Durissima e disincantata la posizione dell’Unione Sindacale di Base sulla vertenza Whirlpool. Una storia già scritta, la definisce il sindacato indipendente nato nel 2010, destinata all’epilogo inevitabile rappresentato dal licenziamento dei 350 lavoratori dello stabilimento napoletano.
Il mercantilismo e la sacralità del profitto a cui la politica si sarebbe inchinata sono le cause, secondo l’USB, dell’ennesima sconfitta del lavoro: “Le multinazionali, come tutti i padroni, non fanno beneficenza e se ritengono che da qualche altra parte del mondo possano trovare condizioni economiche e produttive più favorevoli, spostano gli impianti e se ne vanno senza neanche ringraziare chi gli ha portato finora l'acqua con le orecchie. Come i governi italiani sempre ossequiosi e riconoscenti di fronte al fatto che venisse scelto il nostro Paese per aprire una fabbrica”.

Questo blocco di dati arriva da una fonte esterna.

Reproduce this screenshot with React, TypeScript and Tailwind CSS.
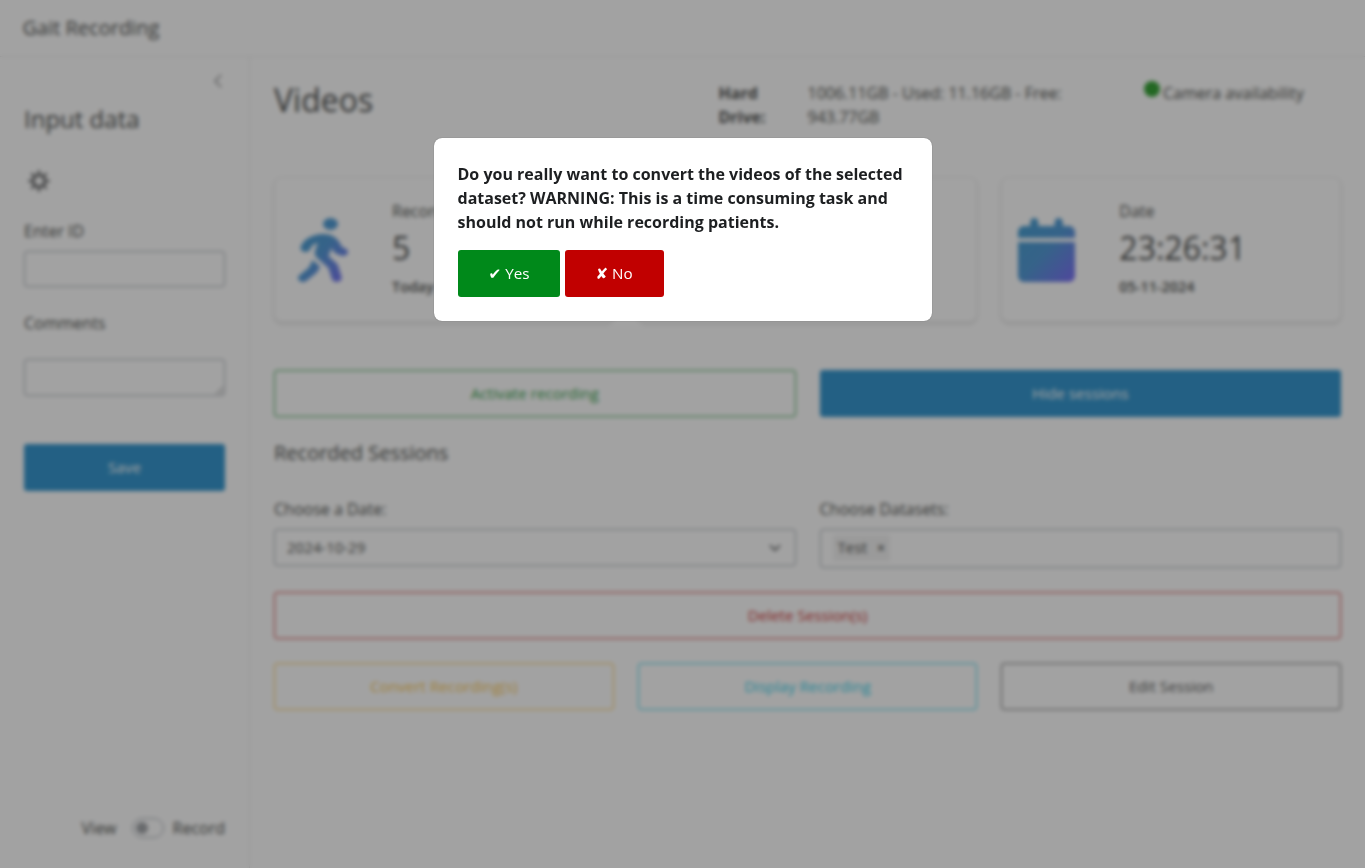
import type { ReactNode } from 'react';
import { FaCalendar, FaPersonWalking } from 'react-icons/fa6';
import { BsChevronLeft } from 'react-icons/bs';
import { ChevronDown } from 'lucide-react';

function Button({ className, children }: { className: string; children: ReactNode }) {
  return (
    <button className={`h-[47px] rounded-[3px] text-[15.2px] leading-none ${className}`}>{children}</button>
  );
}

function GearIcon() {
  return (
    <svg viewBox="0 0 22 22" className="h-[22px] w-[22px]" fill="none" stroke="currentColor">
      <circle cx="11" cy="11" r="5.7" strokeWidth="2" />
      {[0, 45, 90, 135, 180, 225, 270, 315].map((angle) => (
        <path key={angle} d="M9.6 4.8 10.2 0.2h1.6L12.4 4.8z" fill="currentColor" strokeWidth="0" transform={`rotate(${angle} 11 11)`} />
      ))}
    </svg>
  );
}

function StatCard({ icon, label, value, note }: { icon?: ReactNode; label?: string; value?: string; note?: string }) {
  return (
    <div className="flex h-[145px] rounded-lg border border-black/[0.08] bg-white shadow-[0_2px_4px_rgba(0,0,0,0.15)]">
      <div className="flex w-[117px] shrink-0 items-center pl-4">{icon}</div>
      <div className="flex flex-col pt-[21px]">
        <div className="text-base leading-6">{label}</div>
        <div className="mt-[6px] text-[32px] leading-[38px]">{value}</div>
        <div className="mt-[9px] text-[14.4px] font-semibold leading-[21px]">{note}</div>
      </div>
    </div>
  );
}

function Sidebar() {
  return (
    <aside className="relative flex w-[250px] shrink-0 flex-col border-r border-black/10 px-6 pt-[44px]">
      <BsChevronLeft className="absolute right-[23px] top-4 h-4 w-4" />
      <h2 className="text-2xl leading-9">Input data</h2>
      <button className="ml-[4px] mt-[33px] h-[22px] w-[22px]">
        <GearIcon />
      </button>
      <label className="mt-[27px] text-base leading-6">Enter ID</label>
      <input className="mt-2 h-[36px] w-full rounded-[3px] border border-[#8d959e]" />
      <label className="mt-[24px] text-base leading-6">Comments</label>
      <textarea className="mt-[24px] h-[37px] w-full resize-y rounded-[3px] border border-[#8d959e]" />
      <Button className="mt-12 w-full shrink-0 bg-[#007bc2] text-white">Save</Button>
      <div className="mb-[28px] mt-auto flex items-center justify-end text-base leading-6">
        <span>View</span>
        <span className="ml-[15px] mr-[9px] flex h-5 w-8 items-center rounded-full border border-[#8d959e] px-[3px]">
          <span className="h-3 w-3 rounded-full bg-[#8b8f94]" />
        </span>
        <span>Record</span>
      </div>
    </aside>
  );
}

function Dashboard() {
  return (
    <main className="flex flex-1 flex-col px-6 pt-[24px]">
      <div className="flex">
        <h1 className="w-[444.5px] text-[32px] leading-[38px]">Videos</h1>
        <b className="w-[89px] pr-6 font-bold leading-6">Hard Drive:</b>
        <p className="w-[336.5px] pr-[60px] leading-6">1006.11GB - Used: 11.16GB - Free: 943.77GB</p>
        <div className="flex leading-6">
          <span className="mr-[3px] h-4 w-4 rounded-full bg-[#008a00]" />
          <span>Camera availability</span>
        </div>
      </div>

      <div className="mt-12 grid grid-cols-3 gap-6">
        <StatCard
          icon={<FaPersonWalking preserveAspectRatio="none" className="ml-[7px] h-16 w-[50px]" fill="url(#blue-indigo)" />}
          label="Record"
          value="5"
          note="Today"
        />
        <StatCard />
        <StatCard
          icon={<FaCalendar preserveAspectRatio="none" className="h-16 w-[57px]" fill="url(#blue-indigo)" />}
          label="Date"
          value="23:26:31"
          note="05-11-2024"
        />
      </div>

      <div className="mt-12 grid grid-cols-2 gap-6">
        <Button className="border border-[#00891a] text-[#00891a]">Activate recording</Button>
        <Button className="bg-[#007bc2] text-white">Hide sessions</Button>
      </div>

      <h3 className="mt-[24px] text-xl leading-6">Recorded Sessions</h3>

      <div className="mt-[32px] grid grid-cols-2 gap-6">
        <div className="flex flex-col gap-2">
          <label className="leading-6">Choose a Date:</label>
          <div className="flex h-[37px] items-center justify-between rounded-[3px] border border-[#8d959e] pl-3 pr-[11px] text-[15px]">
            <span>2024-10-29</span>
            <ChevronDown className="h-[18px] w-[18px]" strokeWidth={2.2} />
          </div>
        </div>
        <div className="flex flex-col gap-2">
          <label className="leading-6">Choose Datasets:</label>
          <div className="flex h-[39px] items-center rounded-[3px] border border-[#8d959e] px-3 pb-[2px] text-[15.2px]">
            <span className="flex h-[26px] items-center gap-[10px] bg-[#efefef] px-[5px]">
              Test <span className="pt-px text-sm font-semibold">×</span>
            </span>
          </div>
        </div>
      </div>

      <Button className="mt-6 shrink-0 border border-[#c10000] text-[#c10000]">Delete Session(s)</Button>
      <div className="mt-6 grid grid-cols-3 gap-6">
        <Button className="border border-[#f9b928] text-[#f9b928]">Convert Recording(s)</Button>
        <Button className="border border-[#03c7e8] text-[#03c7e8]">Display Recording</Button>
        <Button className="border border-[#404040] text-[#303030]">Edit Session</Button>
      </div>
    </main>
  );
}

function ConfirmDialog() {
  return (
    <div className="fixed inset-0 flex items-start justify-center bg-[#464646]/50 pt-[138px] backdrop-blur-[2px]">
      <div role="dialog" className="h-[183px] w-[498px] rounded-lg bg-white p-6 shadow-[0_0_1px_rgba(0,0,0,0.5)]">
        <p className="font-bold leading-6 text-[#1d1f21]">
          Do you really want to convert the videos of the selected dataset? WARNING: This is a time consuming task and
          should not run while recording patients.
        </p>
        <div className="mt-4 flex gap-[5px]">
          <Button className="w-[102px] bg-[#00891a] pl-px text-white">✔ Yes</Button>
          <Button className="w-[99px] bg-[#c10000] text-white">✘ No</Button>
        </div>
      </div>
    </div>
  );
}

export default function App() {
  return (
    <div className="flex h-[868px] w-full flex-col overflow-hidden bg-white font-['Open_Sans','DejaVu_Sans',sans-serif] text-base text-[#1d1f21]">
      <svg className="absolute h-0 w-0">
        <defs>
          <linearGradient id="blue-indigo" x1="0" y1="0" x2="1" y2="1">
            <stop offset="0" stopColor="#1686c4" />
            <stop offset="0.5" stopColor="#2680cc" />
            <stop offset="1" stopColor="#5a48f4" />
          </linearGradient>
        </defs>
      </svg>
      <header className="flex h-[57px] shrink-0 items-center border-b border-black/10 px-[22.5px] text-xl">Gait Recording</header>
      <div className="flex min-h-0 flex-1">
        <Sidebar />
        <Dashboard />
      </div>
      <ConfirmDialog />
    </div>
  );
}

Per l’USB sarebbero mancati, negli anni passati e anche oggi, i vincoli necessari per imbrigliare gli istinti predatori delle multinazionali, naturalmente orientate alla ricerca del maggior profitto. Vincoli capaci di ancorare la loro azione a quella dimensione sociale del mercato sancita dalla Costituzione, che assegna allo Stato un ruolo attivo e non subalterno rispetto ai grandi capitali, davanti ai quali lo Stato ha spesso subito il ricatto occupazionale.

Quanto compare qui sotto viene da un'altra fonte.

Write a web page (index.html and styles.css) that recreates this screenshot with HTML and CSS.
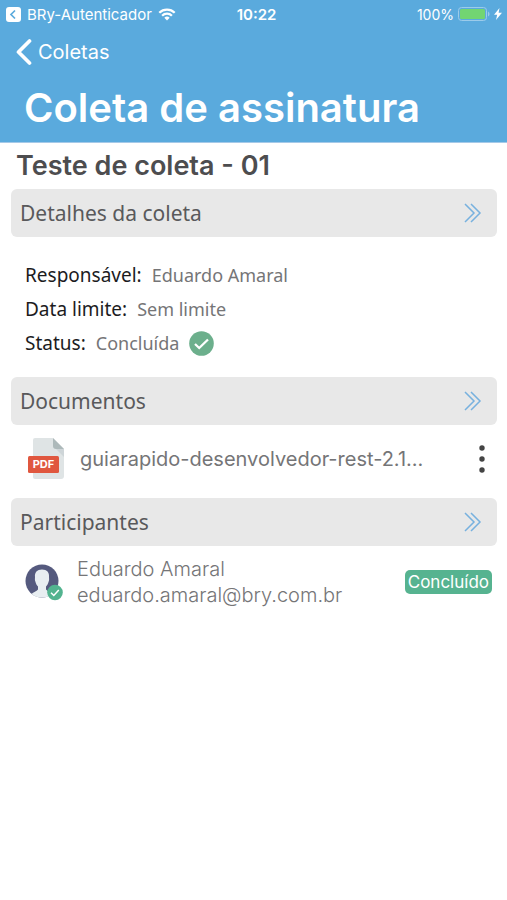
FILE: index.html
```html
<!DOCTYPE html>
<html lang="pt-BR">
<head>
<meta charset="utf-8">
<meta name="viewport" content="width=device-width, initial-scale=1">
<title>Coleta de assinatura</title>
<link rel="stylesheet" href="styles.css">
</head>
<body>
<header class="header">
  <div class="status-bar">
    <a class="return-app" href="#">
      <svg width="15" height="15" viewBox="0 0 15 15" aria-hidden="true"><rect width="15" height="15" rx="3" fill="#fff"/><path d="M9 3.5 5 7.5l4 4" fill="none" stroke="#5aaadd" stroke-width="1.7"/></svg>
      <span>BRy-Autenticador</span>
      <svg width="18" height="13" viewBox="0 0 18 13" aria-hidden="true"><g fill="none" stroke="#fff" stroke-width="2.3"><path d="M1.3 4.7a11 11 0 0 1 15.4 0"/><path d="M4.1 7.7a7 7 0 0 1 9.8 0"/></g><path d="M6.3 9.8a3.9 3.9 0 0 1 5.4 0L9 12.5z" fill="#fff"/></svg>
    </a>
    <time class="clock">10:22</time>
    <div class="battery">
      <span>100%</span>
      <svg width="32" height="14" viewBox="0 0 32 14" aria-hidden="true"><rect x=".5" y=".5" width="28" height="13" rx="3" fill="none" stroke="#9ccbea"/><rect x="2" y="2" width="25" height="10" rx="1.5" fill="#72d572"/><path d="M30 4.5q1.6 1 1.6 2.500t-1.600 2.500z" fill="#9ccbea"/></svg>
      <svg width="8" height="12" viewBox="0 0 8 12" aria-hidden="true"><path d="M5.500 0 0 6.800h3.200L2 12l6-7.200H4.600z" fill="#fff"/></svg>
    </div>
  </div>
  <nav>
    <a class="back" href="#">
      <svg width="16" height="26" viewBox="0 0 16 26" aria-hidden="true"><path d="M13.500 2 2.500 13l11 11" fill="none" stroke="#fff" stroke-width="3.700" stroke-linecap="round" stroke-linejoin="round"/></svg>
      <span>Coletas</span>
    </a>
  </nav>
  <h1 class="title">Coleta de assinatura</h1>
</header>
<main class="content">
  <h2 class="name">Teste de coleta - 01</h2>

  <button class="section-head" type="button">
    <span>Detalhes da coleta</span>
    <svg width="18" height="20" viewBox="0 0 18 20" aria-hidden="true"><path d="m1 1 9 9-9 9M7 1l9 9-9 9" fill="none" stroke="#77b1df" stroke-width="1.500"/></svg>
  </button>
  <dl class="details">
    <div class="detail"><dt>Responsável:</dt><dd>Eduardo Amaral</dd></div>
    <div class="detail"><dt>Data limite:</dt><dd>Sem limite</dd></div>
    <div class="detail"><dt>Status:</dt><dd>Concluída</dd>
      <svg width="25" height="25" viewBox="0 0 25 25" aria-hidden="true"><circle cx="12.500" cy="12.500" r="12.300" fill="#6caf8c"/><path d="m6 13 4.200 4L19 8.500" fill="none" stroke="#fff" stroke-width="2.300"/></svg>
    </div>
  </dl>

  <button class="section-head" type="button">
    <span>Documentos</span>
    <svg width="18" height="20" viewBox="0 0 18 20" aria-hidden="true"><path d="m1 1 9 9-9 9M7 1l9 9-9 9" fill="none" stroke="#77b1df" stroke-width="1.500"/></svg>
  </button>
  <div class="document">
    <svg width="36" height="41" viewBox="0 0 36 41" aria-hidden="true"><path d="M7 0h18l11 11v27a3 3 0 0 1-3 3H7a2 2 0 0 1-2-2V2a2 2 0 0 1 2-2z" fill="#dfe4e5"/><path d="m28 11 8 8v-8z" fill="#ced5d8"/><path d="M25 0 36 11h-8a3 3 0 0 1-3-3z" fill="#adb9ba"/><rect y="18" width="31" height="17" rx="1.500" fill="#e0573f"/><text class="pdf-label" x="15.500" y="30" text-anchor="middle">PDF</text></svg>
    <span class="file-name">guiarapido-desenvolvedor-rest-2.1...</span>
    <button class="menu" type="button" aria-label="Opções">
      <svg width="6" height="28" viewBox="0 0 6 28" aria-hidden="true"><g fill="#444"><circle cx="3" cy="3" r="2.700"/><circle cx="3" cy="14" r="2.700"/><circle cx="3" cy="25" r="2.700"/></g></svg>
    </button>
  </div>

  <button class="section-head" type="button">
    <span>Participantes</span>
    <svg width="18" height="20" viewBox="0 0 18 20" aria-hidden="true"><path d="m1 1 9 9-9 9M7 1l9 9-9 9" fill="none" stroke="#77b1df" stroke-width="1.500"/></svg>
  </button>
  <div class="participant">
    <svg width="38" height="37" viewBox="0 0 38 37" aria-hidden="true"><circle cx="17" cy="17" r="16.500" fill="#555a7e"/><path d="M17 5.500c-5 0-7.500 3-7 7.500 0 2-.5 2.500.5 5 .5 2 1.200 3 2.500 4.500v3c-1.500 2-4.500 2.500-6.500 4.500 5.500 4.700 15.500 4.700 21 0-2-2-5-2.500-6.500-4.500v-3c1.300-1.500 2-2.500 2.500-4.500 1-2.500.5-3 .5-5 .5-4.500-2-7.500-7-7.500z" fill="#e8eef1"/><circle cx="30" cy="28.500" r="7.800" fill="#52b38f"/><path d="m26 28.800 2.800 2.700 5-5.500" fill="none" stroke="#fff" stroke-width="1.500"/></svg>
    <div class="person">
      <span>Eduardo Amaral</span>
      <span>eduardo.amaral@bry.com.br</span>
    </div>
    <span class="badge">Concluído</span>
  </div>
</main>
</body>
</html>
```
FILE: styles.css
```css
* {
  box-sizing: border-box;
}

body {
  margin: 0;
  background: #fff;
  color: #757577;
  font-family: Inter, "Liberation Sans", sans-serif;
}

h1, h2, dl, dt, dd {
  margin: 0;
}

a {
  color: inherit;
  text-decoration: none;
}

svg {
  display: block;
  flex: none;
}

.header {
  background: #5aaadd;
  color: #fff;
  border-bottom: 1px solid #a5c9e8;
}

.status-bar {
  display: grid;
  grid-template-columns: 1fr auto 1fr;
  align-items: center;
  height: 28px;
  padding-left: 6px;
  font-size: 15px;
}

.return-app {
  display: flex;
  align-items: center;
  gap: 6px;
}

.clock {
  font-weight: 600;
}

.battery {
  display: flex;
  align-items: center;
  justify-content: flex-end;
  gap: 4px;
  padding-right: 5px;
  font-size: 14px;
}

.back {
  display: flex;
  align-items: center;
  gap: 6px;
  width: max-content;
  height: 48px;
  padding-left: 16px;
  font-size: 20px;
}

.title {
  padding: 8px 24px 10px;
  font-size: 40px;
  font-weight: 600;
  line-height: 48px;
}

.content {
  padding: 6px 10px 0 11px;
}

.name {
  padding: 0 5px 6px;
  color: #4d4d4f;
  font-size: 27px;
  font-weight: 600;
  line-height: 34px;
}

.section-head {
  display: flex;
  align-items: center;
  justify-content: space-between;
  width: 100%;
  height: 48px;
  padding: 0 15px 0 9px;
  border: 0;
  border-radius: 6px;
  background: #e8e8e8;
  color: #59595b;
  font-family: "Noto Sans", sans-serif;
  font-size: 21px;
  text-align: left;
}

.details {
  padding: 21px 14px 17px;
  font-family: "Noto Sans", sans-serif;
  font-size: 19px;
}

.detail {
  display: flex;
  align-items: center;
  gap: 10px;
  height: 34px;
}

.detail dt {
  color: #1c1c1e;
}

.detail dd {
  font-size: 18px;
}

.document {
  display: flex;
  align-items: center;
  height: 73px;
  padding: 0 9px 6px 17px;
  font-size: 20px;
}

.pdf-label {
  fill: #fff;
  font-family: Inter, sans-serif;
  font-size: 11px;
  font-weight: 700;
}

.file-name {
  flex: 1;
  min-width: 0;
  margin-left: 16px;
  overflow: hidden;
  white-space: nowrap;
}

.menu {
  padding: 0 3px;
  border: 0;
  background: none;
}

.participant {
  display: flex;
  align-items: center;
  gap: 14px;
  padding: 10px 5px 0 14px;
  font-size: 20px;
}

.person {
  display: flex;
  flex: 1;
  flex-direction: column;
  font-weight: 300;
  line-height: 26px;
}

.badge {
  padding: 0 3px;
  border-radius: 5px;
  background: #56b390;
  color: #fff;
  font-size: 17px;
  line-height: 24px;
}
```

La sofferenza della politica davanti alle decisioni delle multinazionali è frutto, secondo il sindacato, di scelte strategiche miopi che la pandemia si è incaricata di mettere a nudo: “Chi, anche nel recente passato, aveva accettato l'idea che nella divisione internazionale del lavoro all'Italia toccassero il turismo e i servizi alle imprese, oggi si confronta con una pandemia che ha devastato il turismo, soprattutto quello internazionale, e reso i servizi inutili e impraticabili di fronte alla spinta forzata alla digitalizzazione e al diffondersi dello smart working”.

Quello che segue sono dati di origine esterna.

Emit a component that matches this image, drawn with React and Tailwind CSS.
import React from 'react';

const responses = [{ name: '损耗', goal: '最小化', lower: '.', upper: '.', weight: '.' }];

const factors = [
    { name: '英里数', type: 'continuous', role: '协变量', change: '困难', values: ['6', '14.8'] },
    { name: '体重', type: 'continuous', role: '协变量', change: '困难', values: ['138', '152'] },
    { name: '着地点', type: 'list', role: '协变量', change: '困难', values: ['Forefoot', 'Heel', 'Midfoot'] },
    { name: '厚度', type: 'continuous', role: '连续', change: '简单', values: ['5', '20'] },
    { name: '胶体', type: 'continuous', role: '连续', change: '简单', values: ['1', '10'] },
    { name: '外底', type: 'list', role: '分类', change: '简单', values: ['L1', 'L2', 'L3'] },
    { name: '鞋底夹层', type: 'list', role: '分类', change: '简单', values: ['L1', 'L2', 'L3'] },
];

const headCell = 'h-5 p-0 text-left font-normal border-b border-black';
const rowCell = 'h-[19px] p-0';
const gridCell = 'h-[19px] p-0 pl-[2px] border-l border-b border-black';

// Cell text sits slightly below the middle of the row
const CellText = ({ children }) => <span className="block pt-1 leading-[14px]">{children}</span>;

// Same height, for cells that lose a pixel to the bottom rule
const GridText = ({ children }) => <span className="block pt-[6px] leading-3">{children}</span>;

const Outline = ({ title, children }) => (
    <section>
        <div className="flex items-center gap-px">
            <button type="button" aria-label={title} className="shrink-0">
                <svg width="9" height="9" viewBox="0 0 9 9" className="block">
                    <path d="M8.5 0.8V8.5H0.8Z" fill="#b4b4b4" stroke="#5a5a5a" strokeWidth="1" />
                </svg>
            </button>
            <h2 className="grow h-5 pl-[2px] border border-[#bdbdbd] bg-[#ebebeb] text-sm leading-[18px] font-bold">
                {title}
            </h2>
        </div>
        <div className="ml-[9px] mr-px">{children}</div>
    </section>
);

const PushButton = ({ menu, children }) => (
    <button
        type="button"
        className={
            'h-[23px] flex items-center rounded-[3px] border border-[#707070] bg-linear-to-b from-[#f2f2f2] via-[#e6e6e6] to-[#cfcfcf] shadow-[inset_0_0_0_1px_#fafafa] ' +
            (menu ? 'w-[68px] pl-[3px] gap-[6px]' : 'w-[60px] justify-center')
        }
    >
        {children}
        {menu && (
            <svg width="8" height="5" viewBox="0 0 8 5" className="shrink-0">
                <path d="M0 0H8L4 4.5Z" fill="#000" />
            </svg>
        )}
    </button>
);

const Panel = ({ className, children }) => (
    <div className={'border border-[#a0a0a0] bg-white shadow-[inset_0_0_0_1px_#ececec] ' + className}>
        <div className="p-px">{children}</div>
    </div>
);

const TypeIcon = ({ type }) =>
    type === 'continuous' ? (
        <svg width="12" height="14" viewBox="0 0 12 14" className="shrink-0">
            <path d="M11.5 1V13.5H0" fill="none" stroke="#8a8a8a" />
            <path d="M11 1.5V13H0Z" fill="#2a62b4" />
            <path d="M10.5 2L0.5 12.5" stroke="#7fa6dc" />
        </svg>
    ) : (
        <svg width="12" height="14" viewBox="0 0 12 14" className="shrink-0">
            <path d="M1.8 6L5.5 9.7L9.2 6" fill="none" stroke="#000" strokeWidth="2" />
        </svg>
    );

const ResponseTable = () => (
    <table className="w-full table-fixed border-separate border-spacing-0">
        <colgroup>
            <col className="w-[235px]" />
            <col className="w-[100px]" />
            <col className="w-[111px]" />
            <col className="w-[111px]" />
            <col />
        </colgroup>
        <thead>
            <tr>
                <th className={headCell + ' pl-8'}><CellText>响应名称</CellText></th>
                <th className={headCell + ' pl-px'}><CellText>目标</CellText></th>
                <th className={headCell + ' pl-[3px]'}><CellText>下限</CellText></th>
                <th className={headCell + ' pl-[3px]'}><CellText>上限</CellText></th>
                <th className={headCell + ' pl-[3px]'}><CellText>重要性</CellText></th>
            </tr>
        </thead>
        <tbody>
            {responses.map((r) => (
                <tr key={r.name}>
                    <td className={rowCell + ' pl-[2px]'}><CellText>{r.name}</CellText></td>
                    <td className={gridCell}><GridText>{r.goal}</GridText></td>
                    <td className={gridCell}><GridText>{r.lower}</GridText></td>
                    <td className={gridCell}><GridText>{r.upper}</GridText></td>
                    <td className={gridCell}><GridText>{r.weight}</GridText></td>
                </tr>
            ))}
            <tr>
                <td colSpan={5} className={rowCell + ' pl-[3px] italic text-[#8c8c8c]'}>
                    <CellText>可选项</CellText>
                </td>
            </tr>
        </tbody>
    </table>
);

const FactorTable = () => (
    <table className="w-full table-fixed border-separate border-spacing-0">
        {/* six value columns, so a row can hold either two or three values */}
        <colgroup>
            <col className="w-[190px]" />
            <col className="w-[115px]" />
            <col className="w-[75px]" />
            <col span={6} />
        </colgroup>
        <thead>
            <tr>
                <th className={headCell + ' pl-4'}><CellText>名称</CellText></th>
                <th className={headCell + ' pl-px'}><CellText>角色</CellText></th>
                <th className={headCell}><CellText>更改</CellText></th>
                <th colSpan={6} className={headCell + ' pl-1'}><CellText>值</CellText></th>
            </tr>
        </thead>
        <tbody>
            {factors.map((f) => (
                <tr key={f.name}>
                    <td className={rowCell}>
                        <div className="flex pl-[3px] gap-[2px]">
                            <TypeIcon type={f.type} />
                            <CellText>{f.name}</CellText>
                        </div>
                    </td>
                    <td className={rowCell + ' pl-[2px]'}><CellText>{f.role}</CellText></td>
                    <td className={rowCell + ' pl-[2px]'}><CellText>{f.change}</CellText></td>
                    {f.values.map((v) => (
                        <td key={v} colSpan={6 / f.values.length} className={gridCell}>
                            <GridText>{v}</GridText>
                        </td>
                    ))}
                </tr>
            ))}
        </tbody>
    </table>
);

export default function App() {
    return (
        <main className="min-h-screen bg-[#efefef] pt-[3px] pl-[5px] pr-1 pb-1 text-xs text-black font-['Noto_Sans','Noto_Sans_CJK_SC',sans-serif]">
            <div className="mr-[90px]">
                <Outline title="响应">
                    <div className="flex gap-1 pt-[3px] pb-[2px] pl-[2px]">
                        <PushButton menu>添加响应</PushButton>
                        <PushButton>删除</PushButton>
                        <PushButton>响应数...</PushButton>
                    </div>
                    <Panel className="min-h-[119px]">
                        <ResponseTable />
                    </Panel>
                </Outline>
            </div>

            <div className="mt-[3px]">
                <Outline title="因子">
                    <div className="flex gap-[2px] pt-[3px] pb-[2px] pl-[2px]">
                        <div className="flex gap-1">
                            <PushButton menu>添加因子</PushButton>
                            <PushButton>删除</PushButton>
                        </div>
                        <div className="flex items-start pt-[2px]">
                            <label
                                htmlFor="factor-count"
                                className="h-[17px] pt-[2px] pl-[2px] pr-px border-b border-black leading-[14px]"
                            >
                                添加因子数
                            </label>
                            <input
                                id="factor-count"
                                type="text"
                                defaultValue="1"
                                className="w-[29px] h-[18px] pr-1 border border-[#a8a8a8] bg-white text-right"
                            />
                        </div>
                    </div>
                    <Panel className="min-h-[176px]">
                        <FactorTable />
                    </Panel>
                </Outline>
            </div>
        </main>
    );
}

L’aver trascurato il peso dell’industria sarebbe dunque un peccato mortale della politica, ormai incapace, secondo USB, di imporre il proprio ruolo dominante. Un ruolo che non si limiti a quello di mero erogatore di fondi e sussidi: “Gli interventi tampone, come plasticamente dimostra la vicenda Arcelor Mittal, la subordinazione ai capricci delle multinazionali, la disponibilità a usare i soldi pubblici per andare in soccorso non ai lavoratori ma ai padroni, si sono dimostrati non solo inefficaci ma addirittura hanno diffuso l'idea che nel nostro Paese si possa venire a fare shopping industriale serviti e riveriti e si possa scappare con i profitti e con i soldi dello Stato”.
“Sul tavolo del MISE - ammonisce l’USB - giacciono da tempo immemore più di duecento vertenze che non hanno trovato e non troveranno soluzione, ma porteranno inevitabilmente, soprattutto in questa drammatica fase, ad avvicinarci sempre più al baratro della totale desertificazione industriale”.
Per questo sarebbe necessario un cambiamento radicale di strategia. Una visione nuova, antitetica ai dogmi del liberismo: “è tempo di cambiare, scegliendo di darsi, o di ridarsi, strumenti nazionali di indirizzo e governo delle scelte economiche. Una nuova IRI, per capirsi, è necessaria oggi più che mai per garantire all’Italia il mantenimento di insediamenti produttivi, strategici per il Paese”.
Un ritorno al passato per garantire un futuro all’economia, alla società e a tutto il Paese.